Definitely has some functional differences, but at a high level the results are effectively the same:

$ hello_world 
Hello world!

Gettin' jiggy with it: Single entry point

"So I have a couple ways to define entry points" you say. "But what if I want to have multiple entry points? Does that mean that I need to have multiple executables for my single application?"

Great question! And of course, the answer is "no", but how you solve that problem is entirely up to you.

An approach that I've used in the past is to define a single entry point and to create a commands directory and a module for each sub-command I want available.

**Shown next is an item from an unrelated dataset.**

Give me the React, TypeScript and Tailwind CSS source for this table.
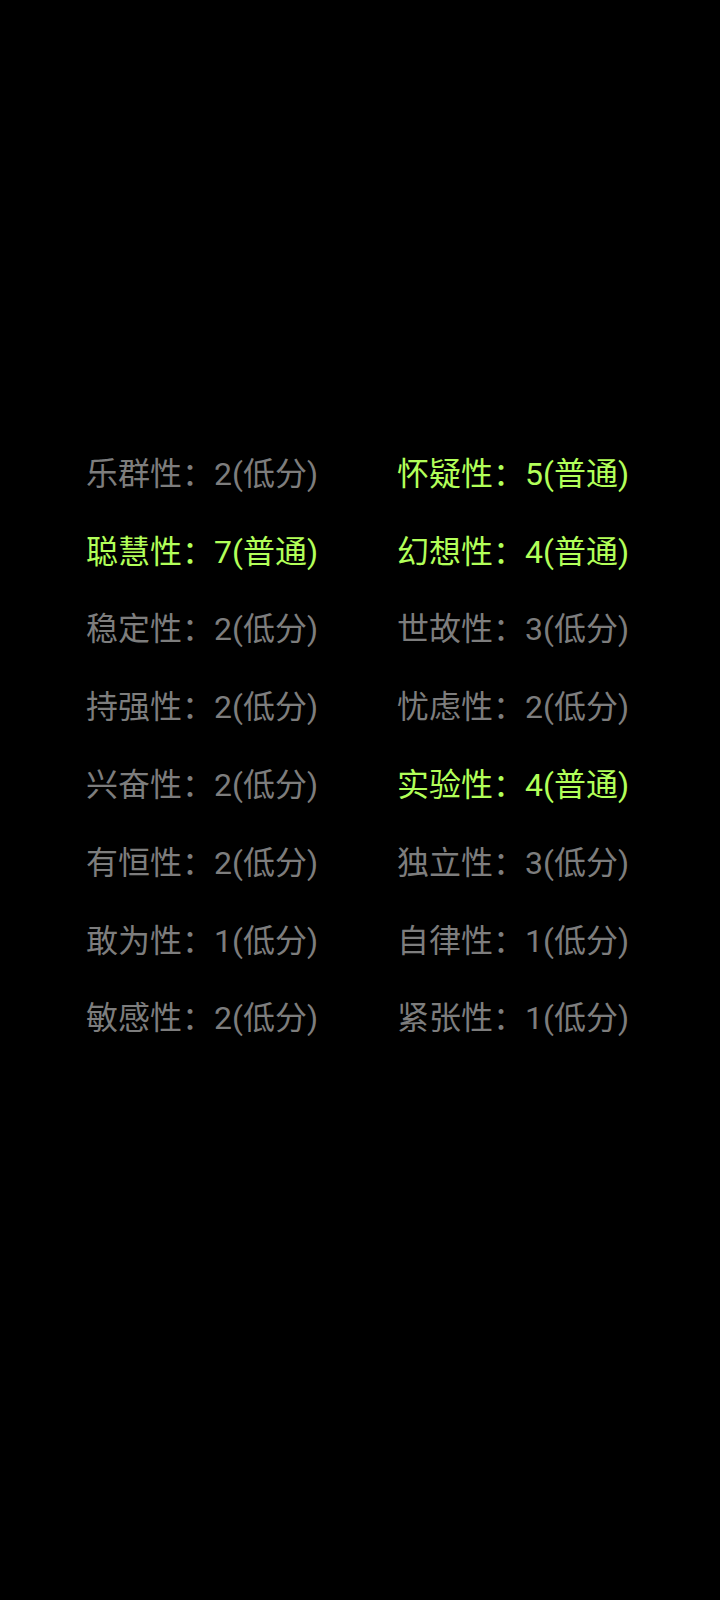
const rows: [string, string, boolean][] = [
  ['乐群性', '2(低分)', false],
  ['怀疑性', '5(普通)', true],
  ['聪慧性', '7(普通)', true],
  ['幻想性', '4(普通)', true],
  ['稳定性', '2(低分)', false],
  ['世故性', '3(低分)', false],
  ['持强性', '2(低分)', false],
  ['忧虑性', '2(低分)', false],
  ['兴奋性', '2(低分)', false],
  ['实验性', '4(普通)', true],
  ['有恒性', '2(低分)', false],
  ['独立性', '3(低分)', false],
  ['敢为性', '1(低分)', false],
  ['自律性', '1(低分)', false],
  ['敏感性', '2(低分)', false],
  ['紧张性', '1(低分)', false],
]

export default function App() {
  return (
    <div
      className="w-[720px] h-[1600px] bg-black pt-[435px] pl-[86px]"
      style={{ fontFamily: "Roboto, 'Noto Sans CJK SC', sans-serif" }}
    >
      <div className="grid grid-cols-[311px_auto] auto-rows-[77.8px] items-center text-[32px]">
        {rows.map(([name, value, hi]) => (
          <div
            key={name}
            className={hi ? 'text-[#b2ff59] whitespace-nowrap' : 'text-[#7d7d7d] whitespace-nowrap'}
          >
            {name}：{value}
          </div>
        ))}
      </div>
    </div>
  )
}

The project structure would now look like this:

$ tree .
.
├── hello_world
│   ├── app.py
│   ├── commands
│   │   ├── __init__.py
│   │   └── say_hi.py
│   └── __init__.py
└── setup.py

setup.py:

import setuptools

setuptools.setup(
    name='hello_world',
    version='0.1.0',
    entry_points={
        'console_scripts': [
            'hello_world=hello_world.app:main',
        ]
    }
)

The app.py module is simplistic, but captures one potential approach (how it does what it does is an exercise left to the reader):

import argparse
import importlib
import sys

def main():
    parser = argparse.ArgumentParser('Say hello to the world')
    parser.add_argument('command', type=str, help='Which command to run')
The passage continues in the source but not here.